THE impressively quick response of our local volunteers, combined with CDF’s typically efficient appearance both on the ground and in the air, had the fire out by 8pm. Inmate Crews mopped up hot spots late into the night.. An estimated five acres were burned but no structures were either lost or even threatened.

OCTOPUS Mountain’s several hundred acres had been grazed to the nub by Wasson’s cattle, accounting for the fire’s failure to pick up momentum; there wasn’t much left on the ground to feed the flames.

SPECTATORS were strung out along 128 between Fitch Lane and the Little Red School House to watch the firefighters do their stuff, oohing and aahing as the borate bombers swooped in low to drop their magically stifling brews.

ANDERSON Valley’s fire chief, Colin Wilson, said the following Monday that a raven, usually known for its function as a messenger of ill omens but this time serving as the ill omen itself, had flown into a power line not far from the Elementary School, burst into flame at impact, and then flown woozily off in the direction of Wasson's place before falling to earth in a burning heap, igniting grass which soon fanned into the flaming crescent that moved inexorably up Octopus Mountain before firefighters stopped it.

WE learned later that Deputy Squires had had to threaten the hermit of Deer Meadows with arrest when Herm denied firefighters access to the Octopus' flank through his property.

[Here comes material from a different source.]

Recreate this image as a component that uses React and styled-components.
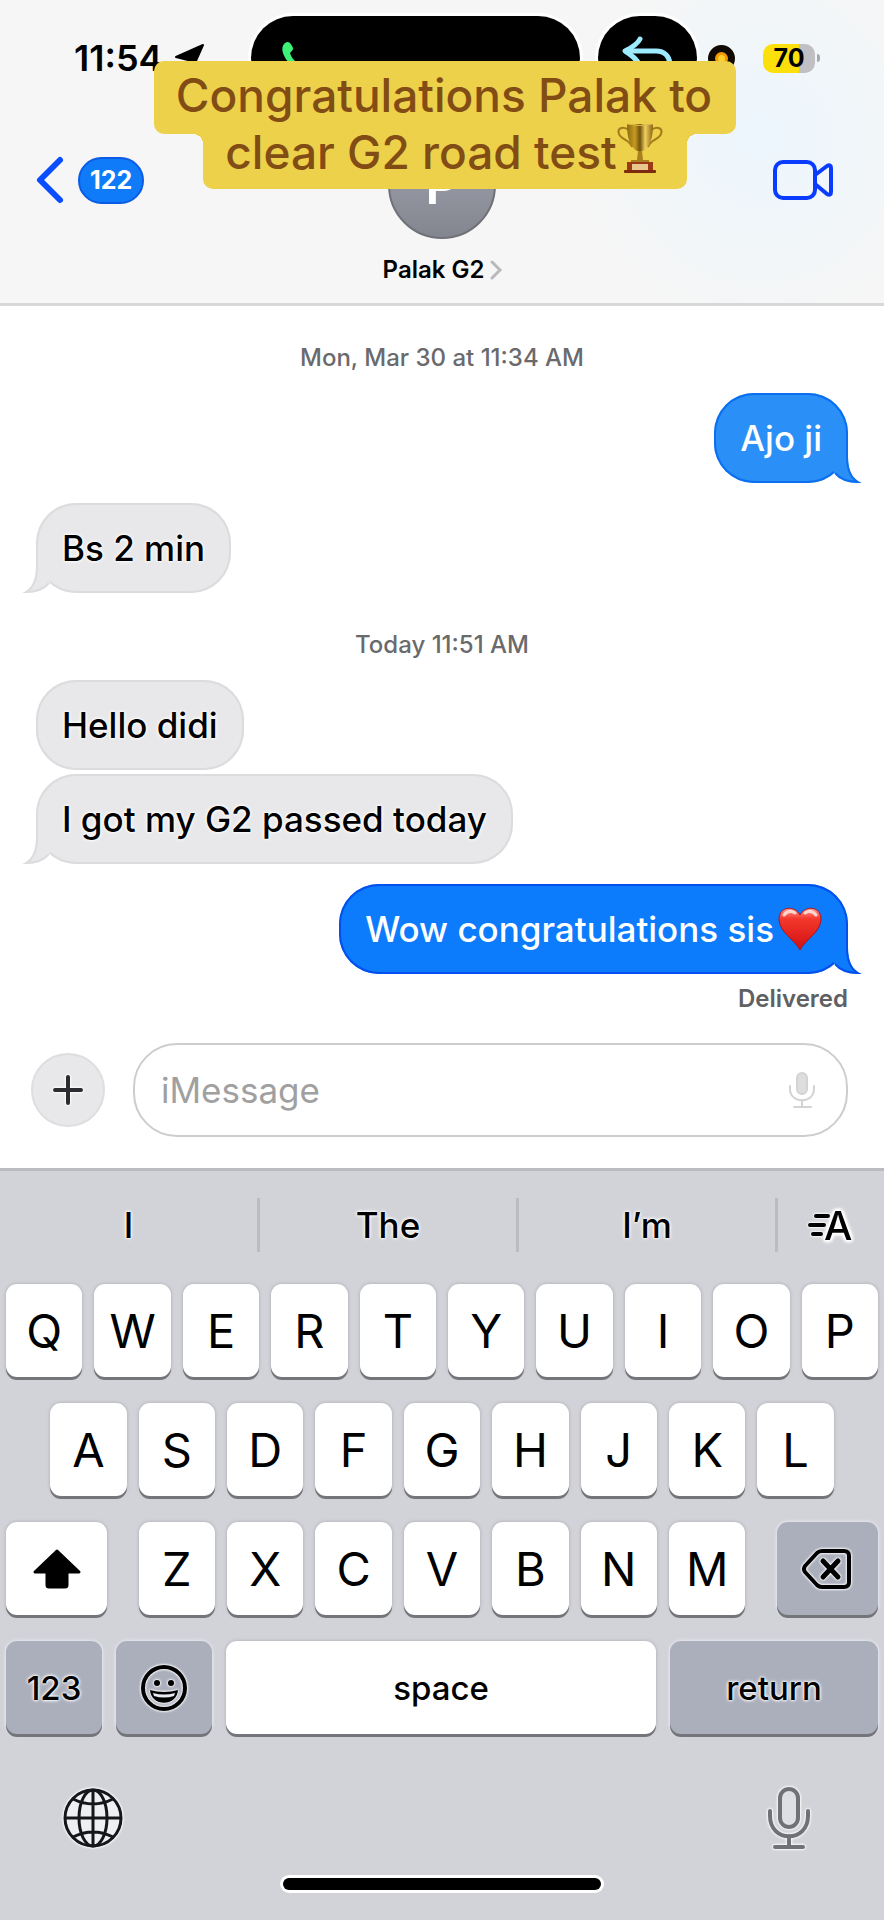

(*) Valley old timer Christine Clark described the Reilly Heights house in 2009: "The Reilly Family had come over from Ireland in the mid-19th Century and the three brothers headed west, with two settling in Anderson Valley in the late 1850’s. James Reilly (Christine’s great grandfather) built the Reilly Heights House in the 1890’s but unlike many other houses built at that time it had a good foundation and therefore the majestic three story red house is able to survive to this day."